Notes from a Fender Rhodes and a few hi-hats twinkle in, before Wonder’s honeyed voice flutters into the room. It sounds real, somehow higher than I’ve ever heard it. I’m already slackjawed. For the nearly minute-long instrumental break in the song, we’re in there, Devin Booker, his associate and I, bobbing our heads, all of us looking at the floor, lost in sound.

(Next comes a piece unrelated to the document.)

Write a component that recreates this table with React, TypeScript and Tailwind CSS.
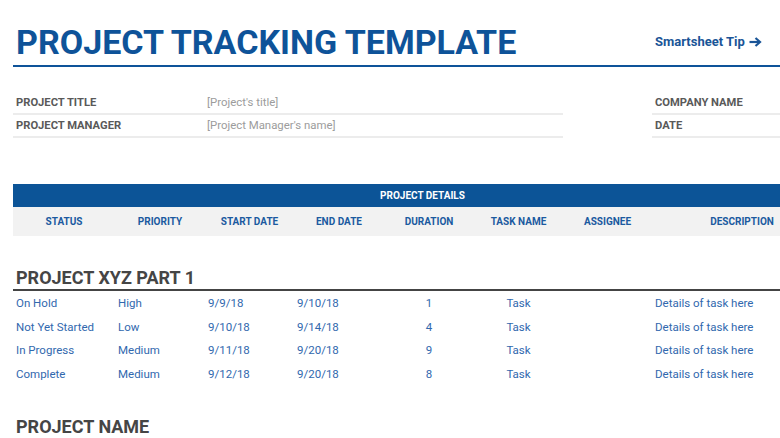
import React from "react";

const cols = "grid grid-cols-[102px_90px_89px_90px_90px_89px_89px_180px]";

const rows = [
  { status: "On Hold", priority: "High", start: "9/9/18", end: "9/10/18", dur: "1", task: "Task", desc: "Details of task here" },
  { status: "Not Yet Started", priority: "Low", start: "9/10/18", end: "9/14/18", dur: "4", task: "Task", desc: "Details of task here" },
  { status: "In Progress", priority: "Medium", start: "9/11/18", end: "9/20/18", dur: "9", task: "Task", desc: "Details of task here" },
  { status: "Complete", priority: "Medium", start: "9/12/18", end: "9/20/18", dur: "8", task: "Task", desc: "Details of task here" },
];

const headers = ["STATUS", "PRIORITY", "START DATE", "END DATE", "DURATION", "TASK NAME", "ASSIGNEE", "DESCRIPTION"];

export default function App() {
  return (
    <div className="relative w-[780px] h-[438px] overflow-hidden bg-white font-['Roboto',_'Liberation_Sans',_sans-serif]">
      <div className="ml-[13px] w-[819px]">
        {/* Title row */}
        <div className={`${cols} h-[67px] border-b-2 border-[#0e5399]`}>
          <div className="col-span-7 pl-[3px] pt-[25px] text-[34px] font-bold leading-none text-[#0e5399] whitespace-nowrap">
            PROJECT TRACKING TEMPLATE
          </div>
          <div className="pl-[3px] pt-[34px] flex items-start gap-[4px] text-[13px] leading-[16px] font-bold text-[#1a5597] whitespace-nowrap">
            <span>Smartsheet Tip</span>
            <svg width="13" height="10" viewBox="0 0 13 10" className="mt-[3px]">
              <path d="M0.5 5 H10" stroke="#1a5597" strokeWidth="2.2" />
              <path d="M6.5 1 L11 5 L6.5 9" fill="none" stroke="#1a5597" strokeWidth="2.2" strokeLinejoin="miter" />
            </svg>
          </div>
        </div>

        {/* Info rows */}
        <div className="mt-[25px]">
          {[
            ["PROJECT TITLE", "[Project's title]", "COMPANY NAME"],
            ["PROJECT MANAGER", "[Project Manager's name]", "DATE"],
          ].map(([label, value, right]) => (
            <div key={label} className={`${cols} h-[23px] leading-[21px]`}>
              <div className="col-span-2 pl-[3px] border-b-2 border-[#ececec] text-[11.2px] font-bold text-[#595959] whitespace-nowrap">{label}</div>
              <div className="col-span-4 pl-[2px] border-b-2 border-[#ececec] text-[11.4px] text-[#9c9c9c] whitespace-nowrap">{value}</div>
              <div />
              <div className="pl-[3px] border-b-2 border-[#ececec] text-[11.2px] font-bold text-[#595959] whitespace-nowrap">{right}</div>
            </div>
          ))}
        </div>

        {/* Project details band */}
        <div className="mt-[46px] h-[23px] bg-[#0c5497] flex items-center justify-center text-[10px] font-bold text-white">
          PROJECT DETAILS
        </div>
        <div className={`${cols} h-[29px] bg-[#f2f2f2]`}>
          {headers.map((h) => (
            <div key={h} className="flex items-center justify-center text-[10px] font-bold text-[#1b5aa0] whitespace-nowrap">
              {h}
            </div>
          ))}
        </div>

        {/* Section 1 */}
        <div className="mt-[31px] h-[24px] border-b-2 border-[#444444] pl-[3px] text-[18px] leading-[22px] font-bold text-[#454545]">
          PROJECT XYZ PART 1
        </div>
        <div className="pt-[1px]">
          {rows.map((r, i) => (
            <div key={i} className={`${cols} h-[23.7px] text-[11.5px] leading-[23.7px] text-[#3168ae] whitespace-nowrap`}>
              <div className="pl-[3px]">{r.status}</div>
              <div className="pl-[3px]">{r.priority}</div>
              <div className="pl-[3px]">{r.start}</div>
              <div className="pl-[3px]">{r.end}</div>
              <div className="text-center">{r.dur}</div>
              <div className="text-center">{r.task}</div>
              <div />
              <div className="pl-[3px]">{r.desc}</div>
            </div>
          ))}
        </div>

        {/* Section 2 */}
        <div className="mt-[29px] h-[24px] border-b-2 border-[#444444] pl-[3px] text-[18px] leading-[22px] font-bold text-[#454545]">
          PROJECT NAME
        </div>
      </div>
    </div>
  );
}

That break ends, exactly at 3:43, when you can hear Wonder let out a sotto voce laugh off-mic, before coming back in like a wrecking ball, a moment broadly regarded as one of the most insane in his entire discography. It hits the room like a sonic boom, and I look up and Booker’s looked up and Booker’s dude’s looked up and we’re all laughing, this intimate experience of sound, and sound being entirely beyond belief. When you hear Stevie Wonder like this, “enjoyable” doesn’t even feel like it belongs in the proper range of adjectives. It’s certainly nowhere near what I felt, which is, above all, humbled.

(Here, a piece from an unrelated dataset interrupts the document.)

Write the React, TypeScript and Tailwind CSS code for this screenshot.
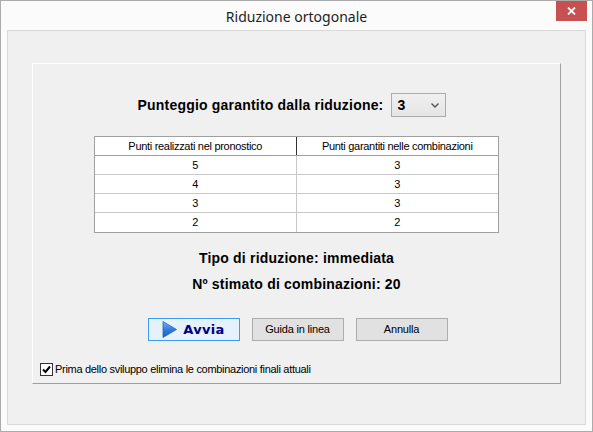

From my stack, Turnbull picks up The Beach Boys’ Pet Sounds. “Nice,” he says. “Which one?” Any song, I tell him. Truly, anything off that. He picks “God Only Knows.” Carl Wilson’s croon comes in, and no, it doesn’t sound like we’re in that studio in 1966, but different, as though we’re ascending toward an audience with something cosmic in scale, the endpoint of all Brian Wilson’s ideas about song, music, Phil Spector’s “Wall Of Sound,” spirituality—sometimes, frankly, it’s a lot to handle.
The same thing happens with Fleetwood Mac’s Rumours—we listen to “Dreams” and “The Chain,” and yes, of course they sound amazing, but I’m realizing that I’m hearing too much, hearing things that I’m not ready for. The song’s imperfections. Like putting on prescription eyeglasses and seeing too clearly, to the point of slight disorientation (or at least, seeing dirt on a window you didn’t just moments ago), I’m hearing everything—exactly what Roy said would happen. It’s disorienting, and incredible.
Finally, I’ve got one song left before we head to our next destination — but also, a song I feel so strongly about, I’m almost embarrassed if not downright uncomfortable to hear it in public: Van Morrison’s “Sweet Thing,” off 1968’s Astral Weeks. It’s not really a song about much. There’s Van Morrison, mumbling or yelping about chariots and mist and never feeling so old again. And then there’s the music, a slow gallop of a guitar line, a very pronounced ting of a triangle, a sweet violin flourish, a drum line that sounds like a perfectly skipped rock, a big spoon of a bass line.